Aus Tradition fürs Leben verstümmelt

125 Millionen Mädchen und Frauen weltweit sind beschnitten: Ihnen wurden im Kindesalter die äußeren Genitalien entfernt – weil die Gesellschaft es so verlangt.

Ihr Schicksal steht für Millionen von Mädchen auf der ganzen Welt: Die junge Sumaya Amer aus dem entlegenen ägyptischen Dorf Davudiya (siehe Reportage oben), die sich gegen die Genitalverstümmelung von Mädchen einsetzt, hat durchgemacht, was laut Schätzungen von Unicef (Kinderhilfswerk der Vereinten Nationen) 125 Millionen Mädchen und Frauen auf der ganzen Welt haben durchmachen müssen: Ihnen wurden im Kindesalter – meist zwischen fünf und 14 Jahren – von einer Hebamme oder einem traditionellen Heiler mithilfe einer Rasierklinge oder eines Messers die äußeren Geschlechtsorgane teilweise oder völlig entfernt.

Die Mädchen werden von ihren Müttern, die auch selbst solch einen Eingriff über sich ergehen lassen mussten, dazu gezwungen. Fast immer findet diese Beschneidung in den Häusern der Betroffenen statt – unter katastrophalen hygienischen Bedingungen. Die Mädchen erhalten vorher keine Betäubung, sie werden von Frauen festgehalten, während die Hebamme schneidet. Aber auch diese Variante gibt es, vor allem in Ägypten: Die Mädchen werden in Kliniken oder Privatpraxen gebracht, wo Ärzte die Operation illegal durchführen. Dort stimmen zwar die hygienischen Bedingungen, die physischen und psychischen Auswirkungen, unter denen die Betroffenen meist ein Leben lang leiden, bleiben gleich: Infektionen, Schmerzen beim Geschlechtsverkehr, Komplikationen bei der Geburt, Unfruchtbarkeit und Einschränkungen des sexuellen Empfindens sind nur einige der möglichen gesundheitlichen Folgen.

In 29 Ländern Afrikas und der arabischen Halbinsel gehört die Praxis der Genitalverstümmelung an Frauen (FGM, kurz für Female Gender Mutilation) zum Alltag: Am häufigsten kommt FGM in Somalia (98% der Frauen und Mädchen sind dort beschnitten), in Guinea (96%), Djibouti (93%), Ägypten (91%), Eritrea (89%) Sierra Leone (88%) und im Sudan (88%) vor.

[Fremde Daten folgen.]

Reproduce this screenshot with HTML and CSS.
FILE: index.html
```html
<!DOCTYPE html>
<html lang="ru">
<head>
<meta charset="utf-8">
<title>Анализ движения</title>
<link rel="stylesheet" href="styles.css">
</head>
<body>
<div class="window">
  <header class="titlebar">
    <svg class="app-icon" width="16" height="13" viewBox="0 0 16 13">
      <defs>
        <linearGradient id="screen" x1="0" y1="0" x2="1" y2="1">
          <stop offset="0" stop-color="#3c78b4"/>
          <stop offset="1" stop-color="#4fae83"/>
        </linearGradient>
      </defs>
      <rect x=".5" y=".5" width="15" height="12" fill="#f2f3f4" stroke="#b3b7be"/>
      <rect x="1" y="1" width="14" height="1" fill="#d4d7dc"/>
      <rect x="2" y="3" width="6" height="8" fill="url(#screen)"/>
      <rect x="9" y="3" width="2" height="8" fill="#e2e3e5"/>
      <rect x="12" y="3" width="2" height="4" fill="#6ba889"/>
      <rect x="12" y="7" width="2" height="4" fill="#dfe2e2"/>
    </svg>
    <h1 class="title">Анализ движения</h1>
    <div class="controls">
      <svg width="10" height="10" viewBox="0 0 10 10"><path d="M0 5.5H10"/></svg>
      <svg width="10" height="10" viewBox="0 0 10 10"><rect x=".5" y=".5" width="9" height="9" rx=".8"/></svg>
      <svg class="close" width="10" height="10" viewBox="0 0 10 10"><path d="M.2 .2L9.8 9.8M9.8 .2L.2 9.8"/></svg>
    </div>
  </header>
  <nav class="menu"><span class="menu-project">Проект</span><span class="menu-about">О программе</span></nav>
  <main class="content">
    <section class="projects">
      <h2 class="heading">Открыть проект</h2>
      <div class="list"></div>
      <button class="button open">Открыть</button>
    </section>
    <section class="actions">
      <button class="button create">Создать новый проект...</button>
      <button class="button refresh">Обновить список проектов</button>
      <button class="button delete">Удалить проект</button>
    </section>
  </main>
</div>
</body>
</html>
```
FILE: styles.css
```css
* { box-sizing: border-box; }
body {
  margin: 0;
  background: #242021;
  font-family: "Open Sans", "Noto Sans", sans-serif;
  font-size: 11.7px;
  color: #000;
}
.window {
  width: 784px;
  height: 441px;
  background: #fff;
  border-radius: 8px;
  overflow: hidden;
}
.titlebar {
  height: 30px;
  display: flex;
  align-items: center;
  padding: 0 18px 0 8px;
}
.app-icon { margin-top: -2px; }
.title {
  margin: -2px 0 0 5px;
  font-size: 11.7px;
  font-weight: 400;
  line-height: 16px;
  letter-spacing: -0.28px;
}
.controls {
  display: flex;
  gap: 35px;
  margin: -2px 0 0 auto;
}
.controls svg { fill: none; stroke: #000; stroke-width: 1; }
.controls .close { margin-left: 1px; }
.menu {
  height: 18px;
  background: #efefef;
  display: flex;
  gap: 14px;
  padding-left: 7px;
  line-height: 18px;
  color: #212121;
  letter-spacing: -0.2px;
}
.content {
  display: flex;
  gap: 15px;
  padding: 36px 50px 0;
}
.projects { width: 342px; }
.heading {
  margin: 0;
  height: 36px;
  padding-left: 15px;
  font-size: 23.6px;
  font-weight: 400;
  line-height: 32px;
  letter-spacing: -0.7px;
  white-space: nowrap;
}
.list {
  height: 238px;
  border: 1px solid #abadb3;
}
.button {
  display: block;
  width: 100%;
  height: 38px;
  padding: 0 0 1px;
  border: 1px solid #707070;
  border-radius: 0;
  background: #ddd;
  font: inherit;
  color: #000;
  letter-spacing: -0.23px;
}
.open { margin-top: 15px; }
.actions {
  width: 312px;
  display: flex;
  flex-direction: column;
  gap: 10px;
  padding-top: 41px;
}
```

Auch im Jemen und in Syrien wird FGM praktiziert – vermutlich auch noch in einigen asiatischen Ländern, doch Daten gibt es dazu keine.

Nicht in Religion verankert. Seit Langem schon gilt FGM als Verletzung der Menschenrechte. In 26 der 29 afrikanischen Länder, in denen FGM verbreitet ist, sind solche Eingriffe illegal. Doch auch die entsprechenden Gesetze können nur wenig gegen eine alte Tradition ausrichten, die fest in der Gesellschaft verankert ist. Soziale Akzeptanz und bessere Chancen auf dem Heiratsmarkt werden laut Unicef von den Betroffenen als Hauptgründe für das Festhalten an FGM genannt. Auch medizinische Mythen und ästhetische Vorstellungen spielen eine Rolle, zudem soll so die Sittsamkeit der Frau gewahrt werden.

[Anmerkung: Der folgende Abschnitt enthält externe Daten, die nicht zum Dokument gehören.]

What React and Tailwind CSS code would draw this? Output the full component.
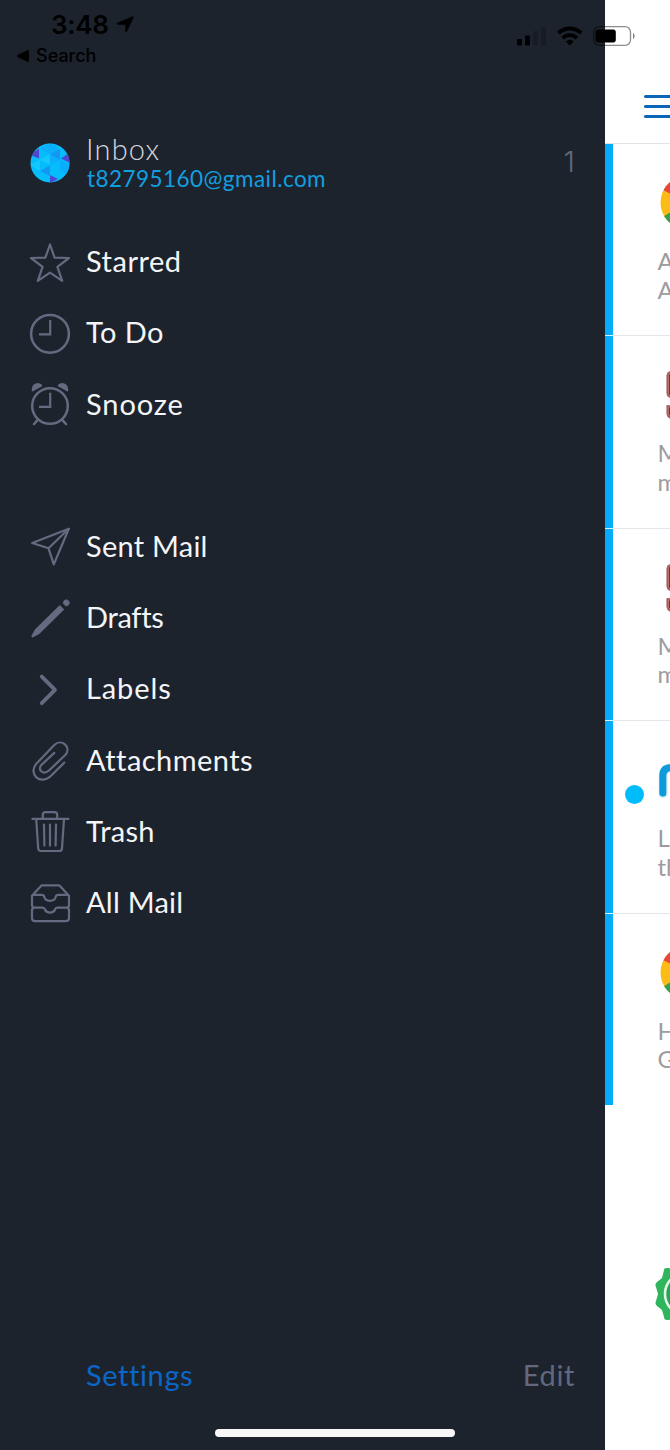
const Icon = ({ children }) => (
    <svg
        width="44"
        height="44"
        viewBox="0 0 44 44"
        fill="none"
        stroke="currentColor"
        strokeWidth="2.2"
        strokeLinecap="round"
        strokeLinejoin="round"
        className="shrink-0 text-[#646a7f]"
    >
        {children}
    </svg>
);

const StarIcon = () => (
    <Icon>
        <path d="M22 3.5 26.6 16.6 41 17 29.4 25.8 34.2 39.8 22 31.6 9.8 39.8 14.6 25.8 3 17 17.4 16.6Z" />
    </Icon>
);

const ClockIcon = () => (
    <Icon>
        <circle cx="22" cy="21.8" r="18.9" strokeWidth="2.5" />
        <path d="M22.2 8V22.4H11" strokeLinecap="butt" strokeLinejoin="miter" />
    </Icon>
);

const AlarmIcon = () => (
    <Icon>
        <circle cx="22" cy="23" r="17.8" strokeWidth="2.5" />
        <path d="M22.2 9.8V23.8H11" strokeLinecap="butt" strokeLinejoin="miter" />
        <path d="M9.8 36.8 6 41M34.2 36.8 38 41" strokeWidth="2.6" />
        <path d="M4.6 8.4Q3.2 8.6 4 5.2A5.8 5.8 0 0 1 13.6 1.6Q15 3.4 13.2 3.8ZM39.4 8.4Q40.8 8.6 40 5.2A5.8 5.8 0 0 0 30.4 1.6Q29 3.4 30.8 3.8Z" fill="currentColor" stroke="none" />
    </Icon>
);

const SendIcon = () => (
    <Icon>
        <path d="M40.8 3.8 4.2 18 20.5 23.3 25.8 39.4Z" />
        <path d="M40.8 3.8 20.5 23.3" />
    </Icon>
);

const PencilIcon = () => (
    <Icon>
        <path d="M35.2 6.4A3.1 3.1 0 1 1 37.8 9Z" fill="currentColor" stroke="currentColor" strokeWidth="0.6" />
        <path d="M31.8 8 36.2 12.4 11.3 37 4.8 40.4Q3 40.6 3.5 38.7L6.9 32.5Z" fill="currentColor" stroke="none" />
    </Icon>
);

const ChevronIcon = () => (
    <Icon>
        <path d="M13.8 8.6 27 21.9 13.8 35.2" strokeWidth="3.8" />
    </Icon>
);

const ClipIcon = () => (
    <Icon>
        <path d="M36.3 23.6 21.5 38.2C12 45.5 0.5 35.5 7.8 25.3L26.3 6C33.5 -1 43.8 8 37.5 15.8L21 31.5C15 36.5 9 30.5 13.5 25.8L26.3 13.9" />
    </Icon>
);

const TrashIcon = () => (
    <Icon>
        <path d="M4.4 8.9H40.4M14.8 8.5V4.8Q14.8 2.2 17.4 2.2H26.6Q29.2 2.2 29.2 4.8V8.5M8.2 9 10.2 38.3Q10.4 41 13 41H31.2Q33.8 41 34 38.3L36 9M16 14.6 16.4 35.6M22 14.6V35.6M28 14.6 27.6 35.6" />
    </Icon>
);

const TrayIcon = () => (
    <Icon>
        <path d="M4 14.8 13.5 4.4H31.5L41 14.8V24Q41 26.7 38.5 26.7Q41 26.7 41 29.4V37Q41 40.2 37.8 40.2H7.2Q4 40.2 4 37V29.4Q4 26.7 6.5 26.7Q4 26.7 4 24ZM4.8 13.9H13.5Q16 13.9 16.4 16.1C17.4 21 26.6 21 27.6 16.1Q28 13.9 30.5 13.9H40.2M5.8 26.7H14.5Q16.5 26.7 17 28.5C18.5 32.6 25.5 32.6 27 28.5Q27.5 26.7 29.5 26.7H39.2" />
    </Icon>
);

const FOLDERS = [
    { label: "Starred", icon: StarIcon, spacing: "tracking-[0.5px]" },
    { label: "To Do", icon: ClockIcon, spacing: "tracking-[0.4px]" },
    { label: "Snooze", icon: AlarmIcon, spacing: "tracking-[0.9px]" },
    null,
    { label: "Sent Mail", icon: SendIcon, spacing: "tracking-[0.25px]" },
    { label: "Drafts", icon: PencilIcon, spacing: "tracking-[-0.3px]" },
    { label: "Labels", icon: ChevronIcon, spacing: "tracking-[0.9px]" },
    { label: "Attachments", icon: ClipIcon, spacing: "tracking-[0.45px]" },
    { label: "Trash", icon: TrashIcon, spacing: "tracking-[0.25px]" },
    { label: "All Mail", icon: TrayIcon, spacing: "tracking-[0.25px]" },
];

const ChromeLogo = () => (
    <svg width="54" height="54" viewBox="0 0 54 54" className="ml-[3px] mt-[31px] shrink-0">
        <circle cx="27" cy="27.5" r="26.5" fill="#fbbc15" />
        <path d="M27 27.5 3.5 15.2A26.5 26.5 0 0 1 50.5 15.2Z" fill="#e8453c" />
        <path d="M27 27.5 4 41A26.5 26.5 0 0 0 27 54Z" fill="#34a04c" />
        <path d="M3.4 15.2 14 34 4 41Z" fill="#fbbc15" />
        <circle cx="27" cy="27.5" r="12" fill="#4285f4" stroke="#fff" strokeWidth="3" />
    </svg>
);

const RedLogo = () => (
    <svg width="54" height="54" viewBox="0 0 54 54" className="ml-[9px] mt-[31px] shrink-0">
        <rect x="0.9" y="4.5" width="40" height="26" rx="4" fill="#a04b4b" stroke="#b96d6d" />
        <rect x="2.4" y="6" width="38" height="23" rx="2.5" fill="#8c2628" stroke="#cf9393" strokeWidth="0.7" />
        <path d="M0.9 38.5H40V51.5H5.5Q0.9 51 0.9 46Z" fill="#a04b4b" stroke="#b96d6d" />
        <path d="M2.4 40H40V50H6.5Q2.4 49.5 2.4 46Z" fill="#8c2628" stroke="#cf9393" strokeWidth="0.7" />
    </svg>
);

const BlueLogo = () => (
    <svg width="54" height="54" viewBox="0 0 54 54" className="ml-px mt-[31px] shrink-0">
        <path d="M5.2 41.5V24Q5.2 16 13 16H30" fill="none" stroke="#cfe9f4" strokeWidth="9" strokeLinecap="round" />
        <path d="M4.8 41V24Q4.8 15.8 13 15.8H30" fill="none" stroke="#0d9bdc" strokeWidth="7" strokeLinecap="round" />
    </svg>
);

const MAILS = [
    { logo: ChromeLogo, lines: ["A", "A"] },
    { logo: RedLogo, lines: ["M", "m"] },
    { logo: RedLogo, lines: ["M", "m"] },
    { logo: BlueLogo, lines: ["L", "th"], unread: true },
    { logo: ChromeLogo, lines: ["H", "G"] },
];

const StatusBar = () => (
    <div className="absolute inset-x-0 top-0 z-10 h-20 text-black">
        <div className="flex justify-between pl-[51px] pr-[34px]">
            <div className="flex items-start gap-[7px] pt-[9px]">
                <span className="font-['Inter',sans-serif] text-[26px] font-semibold leading-8 tracking-[-0.3px]">3:48</span>
                <svg width="18" height="17" viewBox="0 0 19 18" className="mt-[7px]">
                    <path d="M17.8 0.3Q19 0.2 18.6 1.5L11.5 16.8Q10.3 18.2 9.8 16.2V9.2H2Q0 8.7 1.5 7.2Z" />
                </svg>
            </div>
            <div className="flex items-start pt-[26px]">
                <svg width="30" height="20" viewBox="0 0 30 20">
                    <rect x="0" y="13" width="5" height="6.5" rx="1" />
                    <rect x="8" y="9.5" width="5" height="10" rx="1" />
                    <rect x="16" y="5.3" width="5" height="14.2" rx="1" opacity="0.2" />
                    <rect x="24" y="1.3" width="5" height="18.2" rx="1" opacity="0.2" />
                </svg>
                <svg width="26" height="20" viewBox="0 0 26 20" className="ml-[10px]" fill="none" stroke="currentColor" strokeWidth="3.9">
                    <path d="M1.4 7.2C8 0.9 17.6 0.9 24.2 7.2M5.6 12C9.8 8.2 15.8 8.2 20 12" />
                    <path d="M12.8 19.3 8.9 15.4Q12.8 12.2 16.7 15.4Z" fill="currentColor" stroke="none" />
                </svg>
                <svg width="43" height="20" viewBox="0 0 43 20" className="ml-[10px]">
                    <rect x="0.7" y="0.7" width="36.8" height="18.6" rx="5.2" fill="none" stroke="#000" strokeWidth="1.3" opacity="0.45" />
                    <rect x="2.6" y="3.6" width="20.2" height="12.8" rx="2.6" />
                    <path d="M40 6.5Q43.2 10 40 13.5Z" opacity="0.5" />
                </svg>
            </div>
        </div>
        <div className="-mt-[2px] flex items-center gap-[7px] pl-[17px]">
            <svg width="12" height="12" viewBox="0 0 12 12">
                <path d="M0.6 5.1 10.3 0.3Q12 0 12 1.5V10.5Q12 12 10.3 11.7L0.6 6.9Q-0.4 6 0.6 5.1Z" />
            </svg>
            <span className="font-['Inter',sans-serif] text-[18px] font-medium leading-6">Search</span>
        </div>
    </div>
);

const Sidebar = () => (
    <aside className="flex w-[605px] shrink-0 flex-col bg-[#1c232d]">
        <div className="flex h-[227px] items-start pl-[30px] pr-[30px] pt-[134px]">
            <svg width="40" height="40" viewBox="0 0 40 40" className="mt-[9px] shrink-0">
                <clipPath id="ball">
                    <circle cx="20" cy="20" r="19.5" />
                </clipPath>
                <g clipPath="url(#ball)">
                    <rect width="40" height="40" fill="#06bdfb" />
                    <path d="M20 0 10 6 20 11ZM20 0V11L30 6ZM20 22 30 17 20 11ZM30 17 40 22V33L30 28Z" fill="#0aaefa" />
                    <path d="M10 28 20 22V33ZM30 6 20 11 30 17Z" fill="#1497f3" />
                    <path d="M10 17 20 11 20 22ZM0 22 10 28V17Z" fill="#14c8fc" />
                    <path d="M0 12 9 5.5V15.5ZM31 15.5 40 9V20ZM20 32 28 36 20 40Z" fill="#5046d4" />
                </g>
            </svg>
            <div className="ml-4 grow">
                <div className="text-[29px] font-light leading-[30px] tracking-[1.2px] text-[#d6d7de]">Inbox</div>
                <div className="pl-px text-[22.5px] leading-[29px] tracking-[0.45px] text-[#129fe0]">t82795160@gmail.com</div>
            </div>
            <span className="pt-[10px] font-['Inter',sans-serif] text-[29px] font-light leading-9 text-[#62687d]">1</span>
        </div>

        <nav>
            {FOLDERS.map((folder, i) =>
                folder ? (
                    <div key={i} className="flex h-[71.2px] items-center gap-[14px] pl-7">
                        <folder.icon />
                        <span className={`pb-[2.6px] text-[29px] leading-9 text-[#f4f5f8] ${folder.spacing}`}>{folder.label}</span>
                    </div>
                ) : (
                    <div key={i} className="h-[71.2px]" />
                )
            )}
        </nav>

        <div className="mt-auto flex justify-between pb-[57px] pl-[86px] pr-[30px] text-[29px] leading-9">
            <button className="tracking-[0.6px] text-[#0a66c8]">Settings</button>
            <button className="tracking-[0.6px] text-[#62687d]">Edit</button>
        </div>
    </aside>
);

const MailList = () => (
    <main className="flex min-w-0 grow flex-col overflow-hidden bg-white">
        <header className="flex h-[144px] shrink-0 items-start border-b border-[#e2e3e4] pl-[39px] pt-[95px]">
            <div className="flex w-10 shrink-0 flex-col gap-[7px]">
                <div className="h-[3px] rounded-full bg-[#0b66b8]" />
                <div className="h-[3px] rounded-full bg-[#0b66b8]" />
                <div className="h-[3px] rounded-full bg-[#0b66b8]" />
            </div>
        </header>

        {MAILS.map((mail, i) => (
            <div key={i} className={`flex shrink-0 ${i < 4 ? "h-[192.4px]" : "h-[191.4px]"}`}>
                <div className={`w-2 shrink-0 bg-[#05acfd] ${i < 4 ? "border-b border-[#dff3fd]" : ""}`} />
                <div className={`flex grow ${i < 4 ? "border-b border-[#e6e7e8]" : ""}`}>
                    <div className="w-[44px] shrink-0 pl-[12px] pt-[64px]">
                        {mail.unread && <div className="h-[19px] w-[19px] rounded-full bg-[#00bcfb]" />}
                    </div>
                    <div className="shrink-0">
                        <mail.logo />
                        <div className="mt-[18px] pl-[0.5px] text-[24px] leading-[28.7px] text-[#9c9c9e]">
                            {mail.lines.map((line, n) => (
                                <div key={n}>{line}</div>
                            ))}
                        </div>
                    </div>
                </div>
            </div>
        ))}

        <svg width="54" height="54" viewBox="0 0 54 54" className="ml-[50px] mt-[162px] shrink-0">
            <path d="M9 3Q9 0.5 13 1L20 2 27 0V54L20 52 13 53Q9 53.5 9 50L7 43 2 39Q-0.5 37 1 34L3 27 1 20Q-0.5 17 2 15L7 11Z" fill="#2fb65d" />
            <circle cx="31" cy="27" r="21" fill="#29a35a" stroke="#e3f7e9" strokeWidth="2.6" />
        </svg>
    </main>
);

const App = () => (
    <div className="relative flex h-[1450px] w-[670px] overflow-hidden font-['Lato',sans-serif]">
        <StatusBar />
        <Sidebar />
        <MailList />
        <div className="absolute bottom-[13px] left-[215px] h-2 w-60 rounded-full bg-[#f7f7f7]" />
    </div>
);

export default App;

Egal, ob Muslime oder Christen, mit Religion hat die „schädliche Tradition“ – wie Aktivisten FGM nennen – nichts zu tun. Obwohl in den Augen vieler Betroffener Religion ein wichtiger Grund für eine Beschneidung ist, gibt es in den religiösen Schriften keine Rechtfertigung dafür. In Ägypten wurde 2007 von einem hohen islamischen Gremium eine Fatwa dagegen erlassen, Fatwas regionaler Autoritäten folgten. Die Praxis konnte dennoch nicht eingedämmt werden. Religion und Traditionen sind eben – vor allem in ländlichen Regionen – eng miteinander verwoben.

Das Problem bleibt allerdings nicht auf Afrika beschränkt: Auch in Europa und in Nordamerika sind Ärzte immer wieder damit konfrontiert. Migranten bringen FGM aus der alten Heimat mit in die neue. Wenn möglich, fahren sie mit ihren Töchtern nach Hause, um dort eine Beschneidung durchführen zu lassen. Es gibt aber auch Berichte darüber, dass Beschneiderinnen nach Übersee fahren, um gleich eine Vielzahl an Mädchen dem Ritual zu unterziehen. In Europa sind rund eine halbe Million Mädchen und Frauen laut Schätzungen der EU-Kommission beschnitten. In Österreich sollen es um die 8000 sein.